- _STATED EXERCISE_
Extract all lines from the data beneath that include the word "full".

- _DATASET_
********

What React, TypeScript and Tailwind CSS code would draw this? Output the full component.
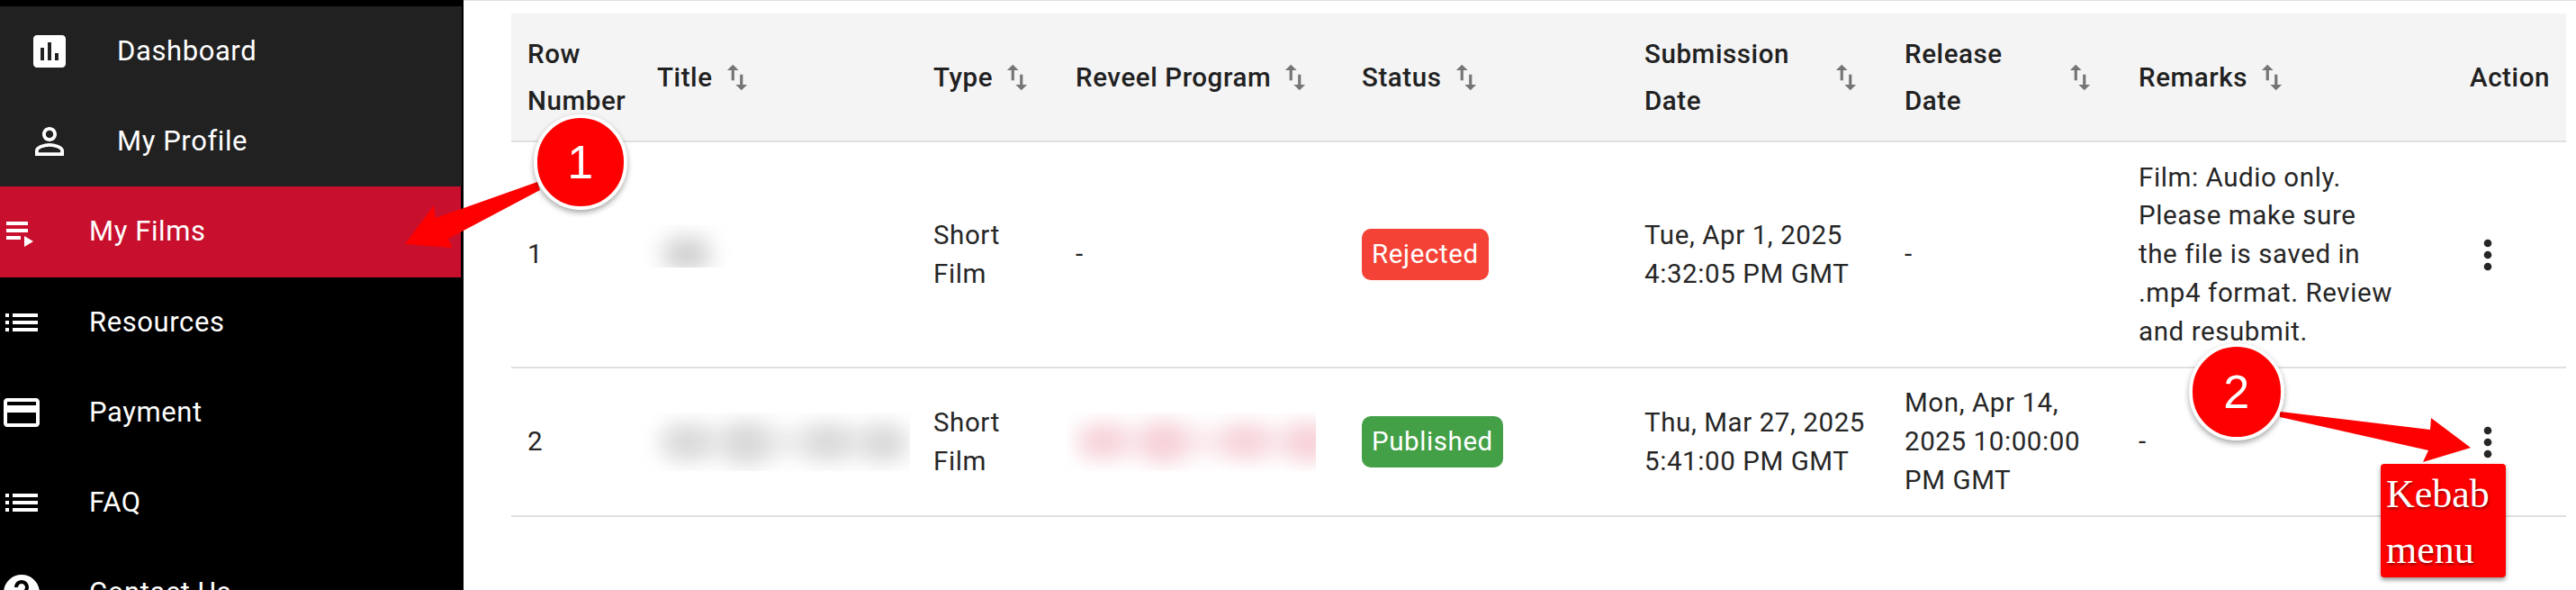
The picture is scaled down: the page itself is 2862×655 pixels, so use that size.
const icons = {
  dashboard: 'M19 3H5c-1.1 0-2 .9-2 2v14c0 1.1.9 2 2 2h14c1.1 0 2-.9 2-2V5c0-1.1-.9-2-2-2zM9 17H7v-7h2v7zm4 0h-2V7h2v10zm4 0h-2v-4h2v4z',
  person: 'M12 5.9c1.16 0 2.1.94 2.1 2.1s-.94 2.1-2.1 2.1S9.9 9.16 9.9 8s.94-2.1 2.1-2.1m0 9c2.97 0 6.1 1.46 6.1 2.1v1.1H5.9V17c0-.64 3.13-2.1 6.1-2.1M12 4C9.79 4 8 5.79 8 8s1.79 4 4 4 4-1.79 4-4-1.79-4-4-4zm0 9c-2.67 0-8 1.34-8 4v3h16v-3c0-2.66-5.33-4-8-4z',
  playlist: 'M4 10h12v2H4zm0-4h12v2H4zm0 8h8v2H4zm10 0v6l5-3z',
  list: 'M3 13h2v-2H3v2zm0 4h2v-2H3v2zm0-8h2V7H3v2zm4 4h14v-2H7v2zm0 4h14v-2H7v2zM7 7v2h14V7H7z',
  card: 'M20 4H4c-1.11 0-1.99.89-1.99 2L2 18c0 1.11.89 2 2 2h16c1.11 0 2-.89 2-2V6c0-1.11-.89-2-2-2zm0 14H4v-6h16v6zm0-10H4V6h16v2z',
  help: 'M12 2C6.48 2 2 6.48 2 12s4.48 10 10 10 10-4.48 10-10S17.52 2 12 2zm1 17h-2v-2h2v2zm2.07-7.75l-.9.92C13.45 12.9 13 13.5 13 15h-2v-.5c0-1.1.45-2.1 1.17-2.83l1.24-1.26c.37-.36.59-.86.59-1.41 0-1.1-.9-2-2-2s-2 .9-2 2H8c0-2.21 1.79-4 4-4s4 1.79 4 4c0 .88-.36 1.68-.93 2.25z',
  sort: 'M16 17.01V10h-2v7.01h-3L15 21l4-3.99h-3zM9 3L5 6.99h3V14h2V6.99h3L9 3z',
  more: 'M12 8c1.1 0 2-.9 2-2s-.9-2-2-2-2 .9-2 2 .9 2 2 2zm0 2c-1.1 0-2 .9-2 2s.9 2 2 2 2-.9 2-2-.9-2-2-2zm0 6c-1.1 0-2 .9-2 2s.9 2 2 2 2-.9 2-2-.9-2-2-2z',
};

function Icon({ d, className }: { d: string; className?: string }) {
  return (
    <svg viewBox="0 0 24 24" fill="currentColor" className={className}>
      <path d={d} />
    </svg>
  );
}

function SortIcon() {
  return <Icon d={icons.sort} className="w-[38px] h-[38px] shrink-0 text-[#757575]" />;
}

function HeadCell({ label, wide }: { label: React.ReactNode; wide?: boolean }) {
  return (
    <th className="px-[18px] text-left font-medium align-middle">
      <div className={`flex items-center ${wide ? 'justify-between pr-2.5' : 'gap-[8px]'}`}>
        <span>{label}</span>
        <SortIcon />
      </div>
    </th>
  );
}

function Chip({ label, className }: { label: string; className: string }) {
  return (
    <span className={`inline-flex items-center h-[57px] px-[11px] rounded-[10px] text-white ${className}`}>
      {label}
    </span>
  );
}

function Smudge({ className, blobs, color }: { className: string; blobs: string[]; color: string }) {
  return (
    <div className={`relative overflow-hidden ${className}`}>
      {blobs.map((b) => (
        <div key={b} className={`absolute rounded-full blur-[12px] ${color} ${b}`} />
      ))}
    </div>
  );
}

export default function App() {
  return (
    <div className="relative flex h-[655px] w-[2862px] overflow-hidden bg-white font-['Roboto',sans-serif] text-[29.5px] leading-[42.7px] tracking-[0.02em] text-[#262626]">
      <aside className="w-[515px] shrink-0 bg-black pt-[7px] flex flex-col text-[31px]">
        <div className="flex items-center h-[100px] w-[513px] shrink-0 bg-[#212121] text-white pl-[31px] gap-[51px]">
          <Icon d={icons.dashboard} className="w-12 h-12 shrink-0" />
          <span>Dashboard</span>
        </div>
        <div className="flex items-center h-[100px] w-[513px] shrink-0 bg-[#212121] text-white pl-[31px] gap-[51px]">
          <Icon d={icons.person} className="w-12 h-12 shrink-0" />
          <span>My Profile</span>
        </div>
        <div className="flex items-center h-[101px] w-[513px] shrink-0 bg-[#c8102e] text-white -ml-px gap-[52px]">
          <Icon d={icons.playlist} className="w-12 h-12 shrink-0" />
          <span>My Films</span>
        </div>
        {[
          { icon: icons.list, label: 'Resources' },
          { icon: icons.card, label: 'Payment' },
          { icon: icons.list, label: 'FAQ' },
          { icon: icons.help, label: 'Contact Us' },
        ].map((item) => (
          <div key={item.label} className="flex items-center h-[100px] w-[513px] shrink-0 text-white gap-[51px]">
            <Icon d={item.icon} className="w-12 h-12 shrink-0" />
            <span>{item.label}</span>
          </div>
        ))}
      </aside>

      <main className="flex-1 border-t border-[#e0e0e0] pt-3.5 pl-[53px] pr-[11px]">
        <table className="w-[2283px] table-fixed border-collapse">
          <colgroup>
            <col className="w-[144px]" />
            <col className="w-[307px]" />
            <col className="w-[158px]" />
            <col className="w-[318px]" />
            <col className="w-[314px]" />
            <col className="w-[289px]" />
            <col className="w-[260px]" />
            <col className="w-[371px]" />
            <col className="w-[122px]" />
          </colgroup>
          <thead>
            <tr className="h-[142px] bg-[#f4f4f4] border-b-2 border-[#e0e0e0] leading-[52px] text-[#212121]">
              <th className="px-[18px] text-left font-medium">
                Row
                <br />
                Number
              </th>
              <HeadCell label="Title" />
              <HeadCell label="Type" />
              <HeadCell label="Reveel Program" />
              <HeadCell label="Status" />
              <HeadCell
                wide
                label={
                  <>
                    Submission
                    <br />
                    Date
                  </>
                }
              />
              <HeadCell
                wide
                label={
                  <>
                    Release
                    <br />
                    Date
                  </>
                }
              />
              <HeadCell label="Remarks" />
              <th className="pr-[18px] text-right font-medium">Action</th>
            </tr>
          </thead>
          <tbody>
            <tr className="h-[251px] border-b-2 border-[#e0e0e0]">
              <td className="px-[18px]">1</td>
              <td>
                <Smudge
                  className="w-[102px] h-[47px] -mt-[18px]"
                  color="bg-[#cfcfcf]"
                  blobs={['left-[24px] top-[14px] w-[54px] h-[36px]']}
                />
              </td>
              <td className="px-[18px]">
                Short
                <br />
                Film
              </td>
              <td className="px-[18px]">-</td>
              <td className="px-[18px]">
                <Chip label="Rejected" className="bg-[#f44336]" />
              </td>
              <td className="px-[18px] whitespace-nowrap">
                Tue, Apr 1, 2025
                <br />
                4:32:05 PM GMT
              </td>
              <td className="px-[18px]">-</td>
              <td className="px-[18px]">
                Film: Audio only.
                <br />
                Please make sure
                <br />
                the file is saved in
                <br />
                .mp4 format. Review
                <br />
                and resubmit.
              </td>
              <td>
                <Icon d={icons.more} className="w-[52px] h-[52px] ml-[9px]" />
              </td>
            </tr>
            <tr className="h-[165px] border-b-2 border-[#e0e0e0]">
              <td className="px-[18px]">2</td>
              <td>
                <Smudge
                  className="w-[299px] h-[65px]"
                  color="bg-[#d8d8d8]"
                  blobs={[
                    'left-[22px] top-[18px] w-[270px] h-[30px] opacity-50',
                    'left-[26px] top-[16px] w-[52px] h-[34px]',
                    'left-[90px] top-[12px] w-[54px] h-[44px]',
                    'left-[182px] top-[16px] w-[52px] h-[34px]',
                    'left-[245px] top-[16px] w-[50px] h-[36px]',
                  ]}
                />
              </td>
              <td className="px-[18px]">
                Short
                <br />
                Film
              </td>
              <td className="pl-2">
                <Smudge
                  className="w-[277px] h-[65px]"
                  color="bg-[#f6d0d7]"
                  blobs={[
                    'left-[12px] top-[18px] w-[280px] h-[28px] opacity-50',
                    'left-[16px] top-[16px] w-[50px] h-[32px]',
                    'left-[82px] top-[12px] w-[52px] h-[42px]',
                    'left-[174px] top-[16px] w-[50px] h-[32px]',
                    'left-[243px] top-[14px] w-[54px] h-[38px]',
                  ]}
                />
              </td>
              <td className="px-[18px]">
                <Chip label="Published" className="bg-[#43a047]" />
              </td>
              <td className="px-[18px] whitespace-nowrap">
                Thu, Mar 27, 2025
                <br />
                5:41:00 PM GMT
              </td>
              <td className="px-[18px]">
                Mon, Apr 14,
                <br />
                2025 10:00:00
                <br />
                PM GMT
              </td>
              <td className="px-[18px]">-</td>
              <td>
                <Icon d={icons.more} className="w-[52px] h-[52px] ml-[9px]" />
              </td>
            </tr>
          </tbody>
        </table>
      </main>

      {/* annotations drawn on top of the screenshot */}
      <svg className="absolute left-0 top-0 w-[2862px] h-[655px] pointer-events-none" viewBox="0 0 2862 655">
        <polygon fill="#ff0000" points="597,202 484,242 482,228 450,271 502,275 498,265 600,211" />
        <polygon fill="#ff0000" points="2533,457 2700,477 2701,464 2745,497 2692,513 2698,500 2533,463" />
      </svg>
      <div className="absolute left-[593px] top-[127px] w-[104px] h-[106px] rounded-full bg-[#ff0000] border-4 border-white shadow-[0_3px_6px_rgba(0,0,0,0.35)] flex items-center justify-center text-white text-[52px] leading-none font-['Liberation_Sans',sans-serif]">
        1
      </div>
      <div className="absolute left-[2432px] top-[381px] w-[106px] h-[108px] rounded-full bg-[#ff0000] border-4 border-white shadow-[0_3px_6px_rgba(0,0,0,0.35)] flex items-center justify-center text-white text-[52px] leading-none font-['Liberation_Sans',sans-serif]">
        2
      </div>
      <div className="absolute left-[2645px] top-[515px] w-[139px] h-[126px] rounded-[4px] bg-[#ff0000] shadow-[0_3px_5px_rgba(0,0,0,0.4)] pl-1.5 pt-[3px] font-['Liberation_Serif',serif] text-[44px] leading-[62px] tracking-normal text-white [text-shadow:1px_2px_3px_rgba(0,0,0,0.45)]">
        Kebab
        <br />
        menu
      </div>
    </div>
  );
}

********

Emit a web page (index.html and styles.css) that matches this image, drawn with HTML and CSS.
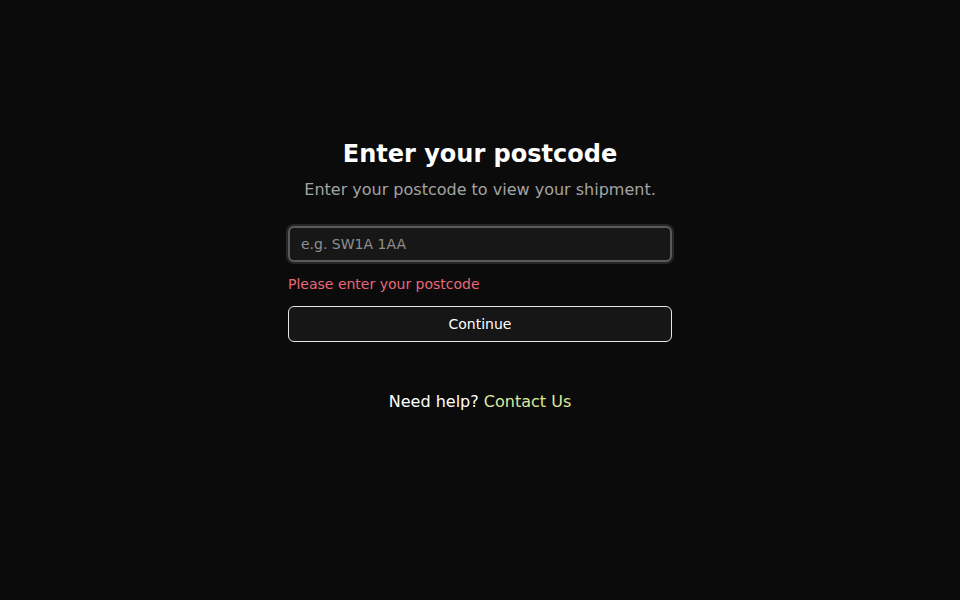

********

- _WORKED SOLUTION_
What React, TypeScript and Tailwind CSS code would draw this? Output the full component.
        <div key={b} className={`absolute rounded-full blur-[12px] ${color} ${b}`} />
      <div className="absolute left-[593px] top-[127px] w-[104px] h-[106px] rounded-full bg-[#ff0000] border-4 border-white shadow-[0_3px_6px_rgba(0,0,0,0.35)] flex items-center justify-center text-white text-[52px] leading-none font-['Liberation_Sans',sans-serif]">
      <div className="absolute left-[2432px] top-[381px] w-[106px] h-[108px] rounded-full bg-[#ff0000] border-4 border-white shadow-[0_3px_6px_rgba(0,0,0,0.35)] flex items-center justify-center text-white text-[52px] leading-none font-['Liberation_Sans',sans-serif]">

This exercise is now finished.